I’ve enjoyed Elena Kats-Chernin’s music many times and there’s no let up on the enjoyment front here. Long resident in Australia she’s dedicated four rags to Munro and has written a number of others. Peggy’s Rag was written during a stay at the house left to composers in her will by that great composer Peggy Glanville-Hicks. Good to see a scholarly study of her music is forthcoming from Ashgate. And it’s typical of this wonderful woman that she willed her house in this way.  Like her, Kats-Chernin’s celebratory rag is life-affirming and has a brief but lovely filigree B section. Rug Rag reminds me a little of Dick Hyman’s rag playing – it’s quite symphonic. Russian Rag II is quite puckish whilst After Dinner Rag is couched more in gentle and deft salon style. Whereas Revolving Doors is a brief, limpid and rather sad piece. Zee Rag, admits the composer, is the least melodic – but it still has some fascinating patterns.
 
Ann Ghander comes from New England and her Suite has some indelibly exciting and tense moments. Verveful and ebullient – after a slow start – Rainy Day Rag gets riper and riper.
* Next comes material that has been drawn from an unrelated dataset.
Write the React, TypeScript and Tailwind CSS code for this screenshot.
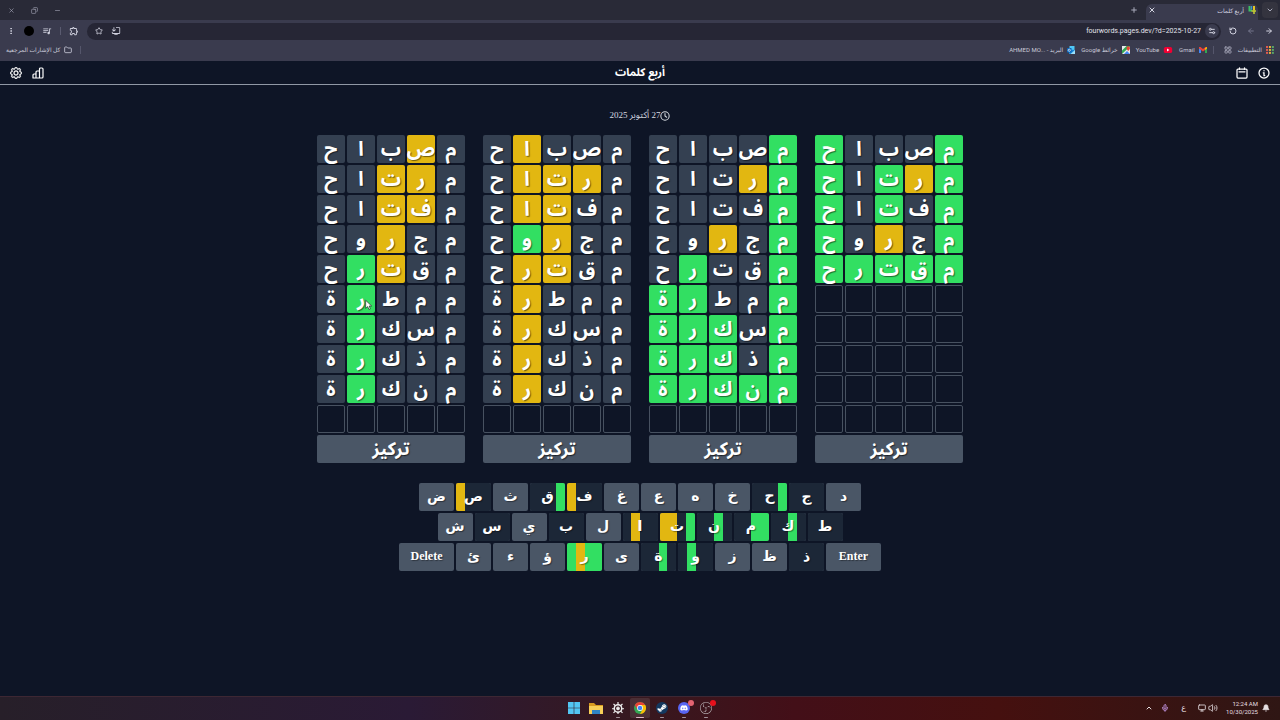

And Railroad Rag, the last of the five, marries pliancy with power, evoking left hand railroad rhythms, and is not ashamed to pile up some Lisztian bravura or to end abruptly. Fun! Graham Koehne’s Blues was written for string quartet in 1984 but has been arranged for solo piano. Gershwin cadences haunt this. Finally there is Silhouettes by Uzbek composer Ditri Yanov-Yanovsky. Each is named after a composer and evokes their style; Stravinsky, Ravel or Gershwin - that’s what the rag is called, Ives, Shostakovich, Debussy and Schnittke. Stravinsky gets his crabbed ragtime style, the joint tribute to Ravel and Gershwin has pawky wit, Ives is wrong-footing and full of hymnal moments, duly shattered. Debussy’s isn’t much of a rag. Apparently there is a sixth movement dedicated to John Cage marked Quasi Ragtime – but you can guess why it’s not ‘played’ here. Anyway Ervin Schulhoff got there long before Cage’s 4’33” with his silent Dadaist hi jinks in the Five Pittoresken of 1919 – but let’s not get side-tracked.
 
For broadminded auditors and for lovers of the malleable twistings of the classicised rag this is a delightful disc. Take it in short, direct, concentrated bursts, lights low, and allow the porous magic of the genre to work on your imagination.